What to work on: Pictures stay out. Extract the lines below from the first one through the line with "import React from", both included.

Data shown:
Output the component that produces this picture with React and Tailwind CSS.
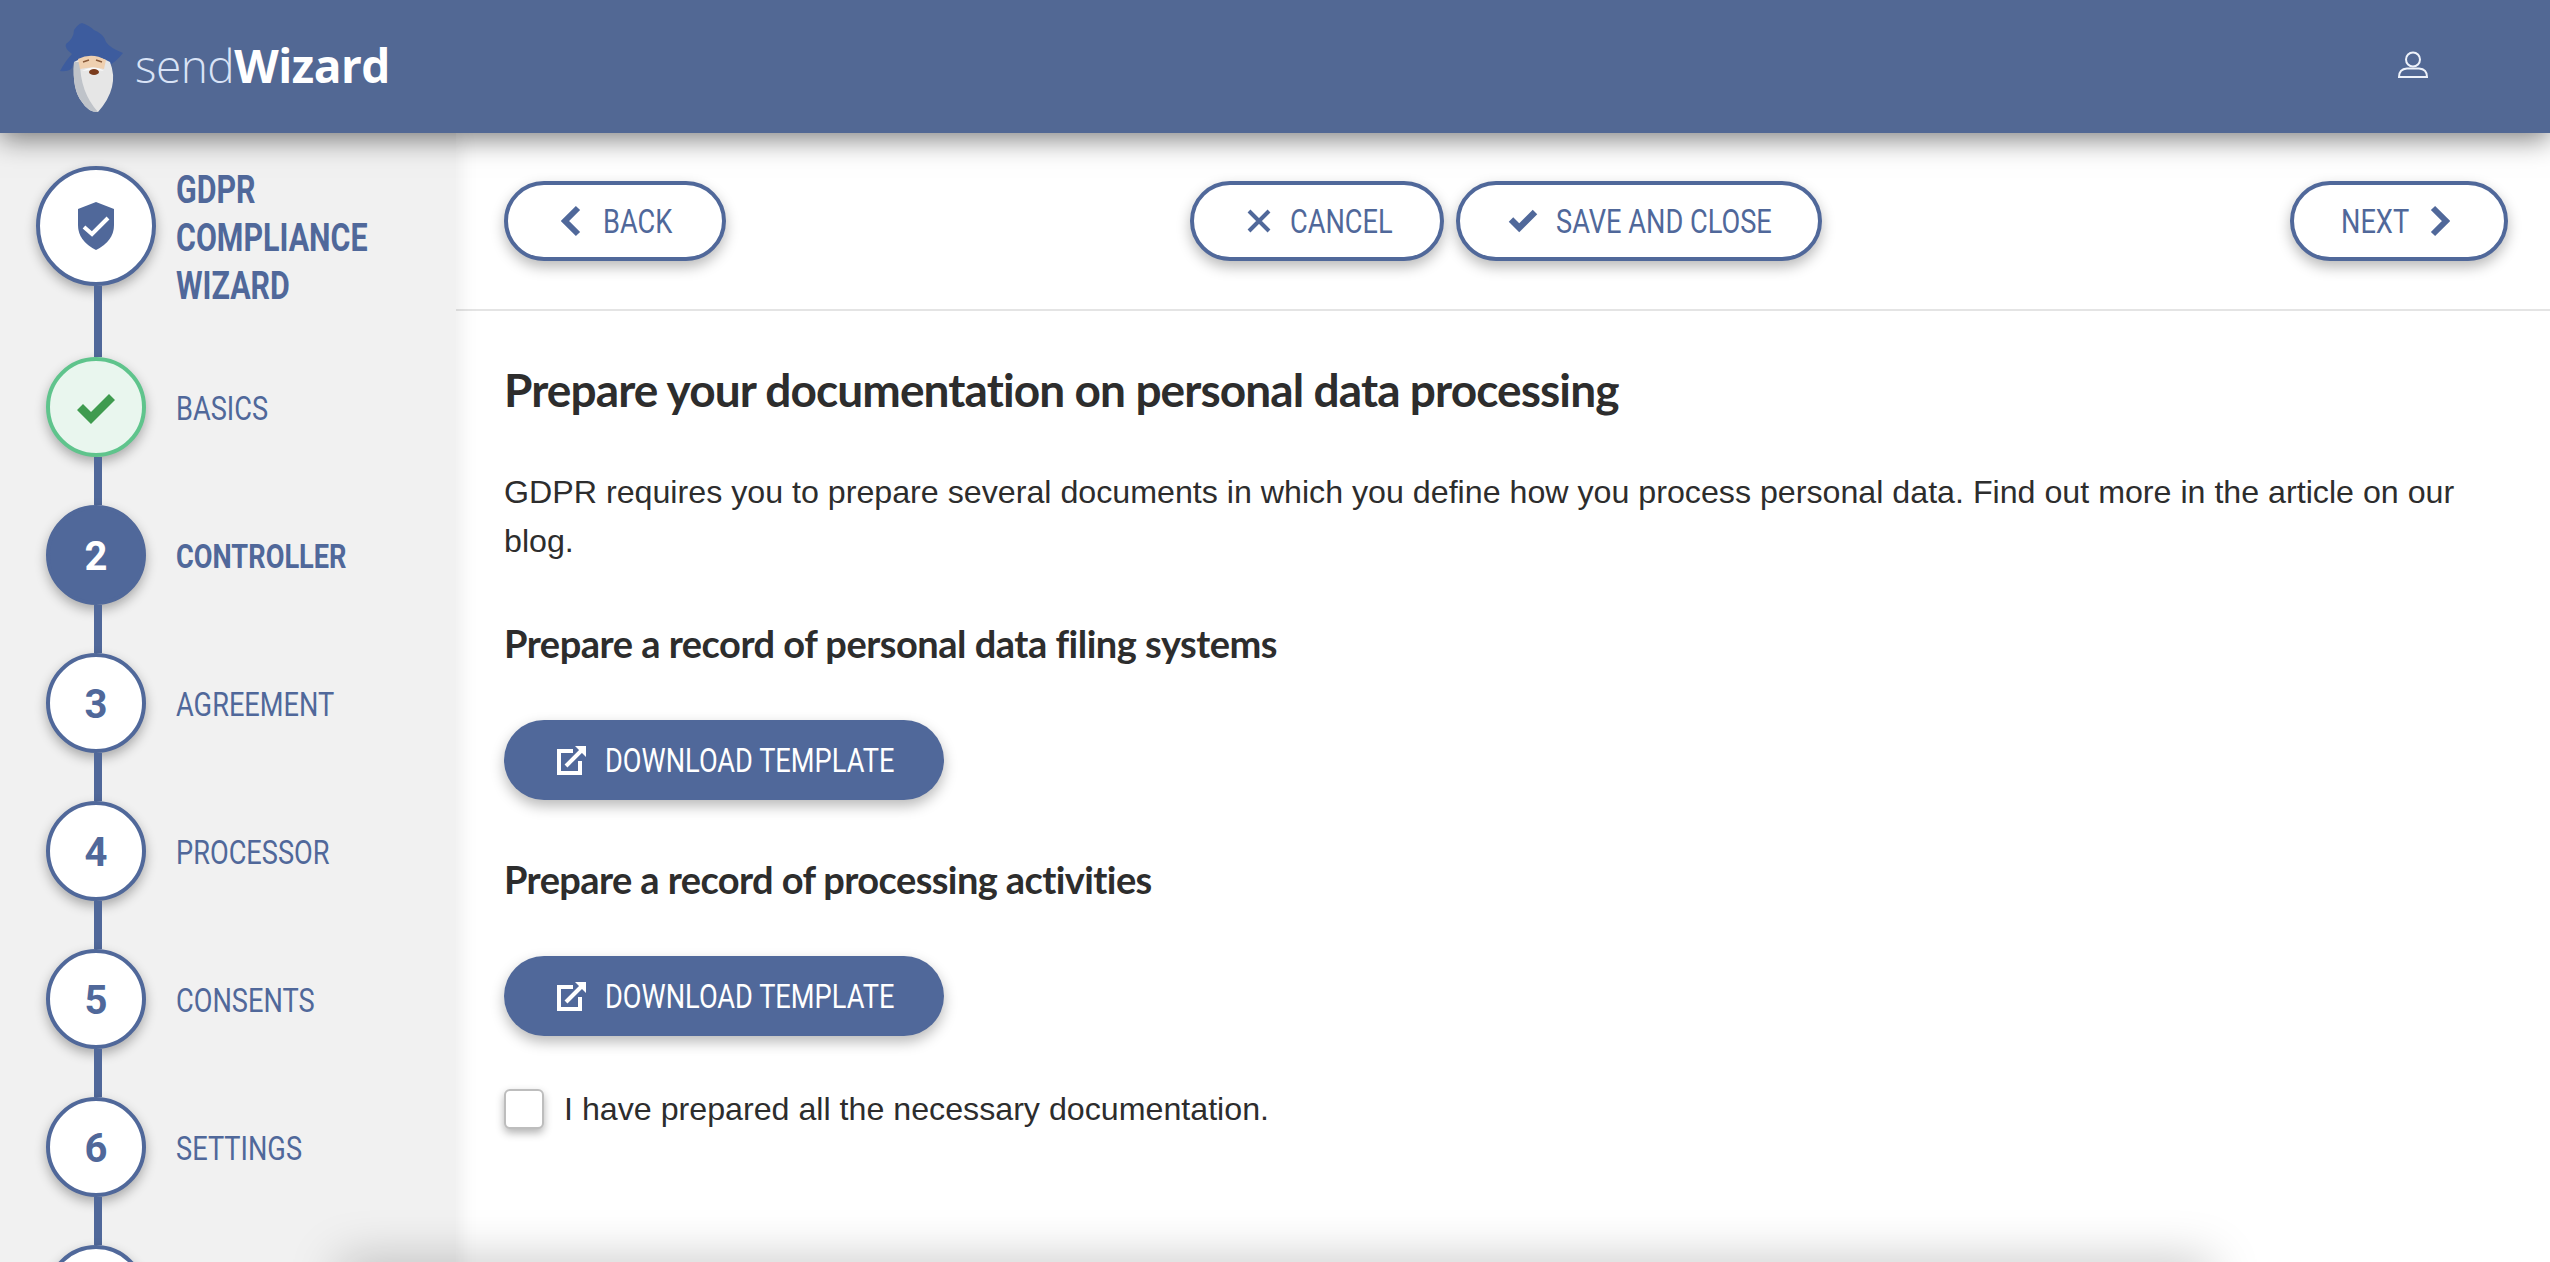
import React from "react";

const steps = [
  { label: "BASICS", state: "done" },
  { label: "CONTROLLER", num: 2, state: "active" },
  { label: "AGREEMENT", num: 3 },
  { label: "PROCESSOR", num: 4 },
  { label: "CONSENTS", num: 5 },
  { label: "SETTINGS", num: 6 },
  { label: "" },
];

const din = "font-['Roboto',sans-serif]";

const Wizard = () => (
  <svg width="63" height="90" viewBox="0 0 63 90" className="shrink-0">
    <path
      d="M22 1 Q30 4 34 8 Q44 12 46 20 Q50 26 63 31 Q56 40 48 44 Q30 34 14 40 L12 46 Q8 50 0 49 Q6 38 12 32 Q4 26 6 22 Q14 16 14 8 Q18 2 22 1Z"
      fill="#3d5c9e"
    />
    <path d="M14 40 Q32 30 50 40 Q60 65 38 90 Q28 90 22 80 Q12 68 14 40Z" fill="#e6e6e6" />
    <path d="M14 40 Q12 68 22 80 Q28 90 38 90 Q20 70 20 40Z" fill="#bfc3c9" />
    <path d="M18 37 Q32 30 46 38 L44 47 Q32 44 20 47Z" fill="#efd0b0" />
    <path d="M23 40 L29 38 M36 38 L42 40" stroke="#8a5a3a" strokeWidth="1.5" fill="none" />
    <path d="M22 49 Q34 42 44 49 Q34 47 22 49Z" fill="#fafafa" />
    <ellipse cx="34" cy="50" rx="5" ry="3" fill="#7a3b1c" />
  </svg>
);

const Shield = () => (
  <svg width="38" height="50" viewBox="0 0 38 50">
    <path d="M19 1 L37 8 V24 Q37 40 19 49 Q1 40 1 24 V8Z" fill="#50689a" />
    <path d="M7 26 L15 33 L31 17" fill="none" stroke="#fff" strokeWidth="4" />
  </svg>
);

const Check = ({ color, size = 40 }) => (
  <svg width={size} height={size * 0.8} viewBox="0 0 40 32" className="shrink-0">
    <path d="M1 17 L7 11 L15 19 L33 1 L39 7 L15 31Z" fill={color} />
  </svg>
);

const ChevronLeft = () => (
  <svg width="20" height="32" viewBox="0 0 20 32" className="shrink-0">
    <path d="M17 3 L4 16 L17 29" fill="none" stroke="#50689a" strokeWidth="6" />
  </svg>
);

const ChevronRight = () => (
  <svg width="20" height="32" viewBox="0 0 20 32" className="shrink-0">
    <path d="M3 3 L16 16 L3 29" fill="none" stroke="#50689a" strokeWidth="6" />
  </svg>
);

const Cross = () => (
  <svg width="26" height="26" viewBox="0 0 26 26" className="shrink-0">
    <path d="M3 3 L23 23 M23 3 L3 23" stroke="#50689a" strokeWidth="4" />
  </svg>
);

const ExternalLink = () => (
  <svg width="30" height="30" viewBox="0 0 30 30" className="shrink-0">
    <path d="M16 6 H2 V28 H23 V16" fill="none" stroke="#fff" strokeWidth="4" />
    <path d="M9 21 L25 5" stroke="#fff" strokeWidth="4" />
    <path d="M18 1 H29 V12Z" fill="#fff" />
  </svg>
);

const User = () => (
  <svg width="30" height="28" viewBox="0 0 30 28" className="-mt-1">
    <circle cx="15" cy="8.5" r="7" fill="none" stroke="#eef2fa" strokeWidth="2" />
    <path d="M1 26 Q1 18 9 17.5 H21 Q29 18 29 26Z" fill="none" stroke="#eef2fa" strokeWidth="2" />
  </svg>
);

// Roboto squeezed to the narrow DIN look of the original labels
const Narrow = ({ children, className = "" }) => (
  <span className={`inline-block origin-left scale-x-[0.8] whitespace-nowrap ${className}`}>{children}</span>
);

const OutlineButton = ({ children, className = "" }) => (
  <button
    className={`${din} flex h-20 items-center rounded-[40px] border-4 border-[#50689a] bg-white text-[34px] text-[#50689a] shadow-[0_6px_14px_rgba(0,0,0,0.28)] ${className}`}
  >
    {children}
  </button>
);

const DownloadButton = () => (
  <button
    className={`${din} flex h-20 w-[440px] items-center gap-[18px] rounded-[40px] bg-[#50689a] pl-[53px] text-[34px] text-white shadow-[0_6px_14px_rgba(0,0,0,0.28)]`}
  >
    <ExternalLink />
    <Narrow>DOWNLOAD TEMPLATE</Narrow>
  </button>
);

const Step = ({ step, first }) => {
  const done = step.state === "done";
  const active = step.state === "active";
  return (
    <div className="flex flex-col">
      <div className={`ml-[94px] w-2 bg-[#50689a] ${first ? "h-[71px]" : "h-12"}`} />
      <div className="flex items-center">
        <div
          className={`${din} ml-[46px] flex h-[100px] w-[100px] shrink-0 items-center justify-center rounded-full border-4 pt-[3px] text-[40px] font-bold shadow-[0_5px_12px_rgba(0,0,0,0.3)] ${
            done
              ? "border-[#5fc48c] bg-[#e9f6ee]"
              : active
              ? "border-[#50689a] bg-[#50689a] text-white"
              : "border-[#50689a] bg-white text-[#50689a]"
          }`}
        >
          {done ? <Check color="#3f9b4f" /> : step.num}
        </div>
        <span className={`${din} ml-[30px] pt-[2px] text-[34px] text-[#50689a] ${active ? "font-bold" : ""}`}>
          <Narrow>{step.label}</Narrow>
        </span>
      </div>
    </div>
  );
};

export default function App() {
  return (
    <div className="relative flex h-[1262px] w-[2550px] flex-col overflow-hidden bg-white">
      <header className="relative z-20 flex h-[133px] shrink-0 items-center justify-between bg-[#526894] pl-[60px] pr-[122px] shadow-[0_6px_26px_rgba(0,0,0,0.5)]">
        <div className="flex items-center gap-3">
          <Wizard />
          <span className="-mt-1 font-['Open_Sans',sans-serif] text-[46px] leading-none tracking-[-0.5px] text-[#d9e3f6]">
            <span className="font-light">send</span>
            <span className="font-bold text-white">Wizard</span>
          </span>
        </div>
        <User />
      </header>

      <div className="flex flex-1">
        <aside className="relative z-10 w-[456px] shrink-0 bg-[#f1f1f1] pt-[33px] shadow-[4px_0_18px_rgba(0,0,0,0.08)]">
          <div className="flex h-[120px] items-start">
            <div className="ml-9 flex h-[120px] w-[120px] shrink-0 items-center justify-center rounded-full border-4 border-[#50689a] bg-white shadow-[0_5px_12px_rgba(0,0,0,0.3)]">
              <Shield />
            </div>
            <h2 className={`${din} ml-5 text-[38px] font-bold leading-[48px] text-[#50689a]`}>
              <Narrow>GDPR</Narrow>
              <br />
              <Narrow>COMPLIANCE</Narrow>
              <br />
              <Narrow>WIZARD</Narrow>
            </h2>
          </div>
          {steps.map((step, i) => (
            <Step key={i} step={step} first={i === 0} />
          ))}
        </aside>

        <main className="flex-1">
          <div className="flex h-[178px] items-center justify-between border-b-2 border-[#e4e4e4] pl-[48px] pr-[42px]">
            <OutlineButton className="w-[222px] gap-[22px] pl-[53px]">
              <ChevronLeft />
              <Narrow>BACK</Narrow>
            </OutlineButton>
            <div className="-ml-1 flex gap-3">
              <OutlineButton className="w-[254px] gap-[18px] pl-[52px]">
                <Cross />
                <Narrow>CANCEL</Narrow>
              </OutlineButton>
              <OutlineButton className="w-[366px] gap-[18px] pl-12">
                <Check color="#50689a" size={30} />
                <Narrow>SAVE AND CLOSE</Narrow>
              </OutlineButton>
            </div>
            <OutlineButton className="w-[218px] gap-6 pl-[47px]">
              <Narrow className="w-[65px]">NEXT</Narrow>
              <ChevronRight />
            </OutlineButton>
          </div>

          <div className="pl-[48px] pr-[60px] pt-[49px] text-[#2d2d2d]">
            <h1 className="font-['Lato',sans-serif] text-[46px] font-bold leading-[60px] tracking-[-0.9px]">
              Prepare your documentation on personal data processing
            </h1>
            <p className="mt-12 font-['Liberation_Sans',sans-serif] text-[32.2px] leading-[49px]">
              GDPR requires you to prepare several documents in which you define how you process personal data. Find out more in the article on our blog.
            </p>
            <h3 className="mt-[52px] font-['Lato',sans-serif] text-[38px] font-bold leading-[50px] tracking-[-0.5px]">
              Prepare a record of personal data filing systems
            </h3>
            <div className="mt-[52px]">
              <DownloadButton />
            </div>
            <h3 className="mt-[54px] font-['Lato',sans-serif] text-[38px] font-bold leading-[50px] tracking-[-0.6px]">
              Prepare a record of processing activities
            </h3>
            <div className="mt-[52px]">
              <DownloadButton />
            </div>
            <label className="mt-[49px] flex items-center gap-5 font-['Liberation_Sans',sans-serif] text-[32.2px]">
              <span className="h-10 w-10 rounded-md border-2 border-[#bdbdbd] bg-white shadow-[0_4px_8px_rgba(0,0,0,0.3)]" />
              I have prepared all the necessary documentation.
            </label>
          </div>
        </main>
      </div>

      <div className="absolute left-[340px] right-[340px] top-[1262px] z-20 h-10 shadow-[0_0_50px_rgba(0,0,0,0.25)]" />
    </div>
  );
}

Answer below:
Output the component that produces this picture with React and Tailwind CSS.
import React from "react";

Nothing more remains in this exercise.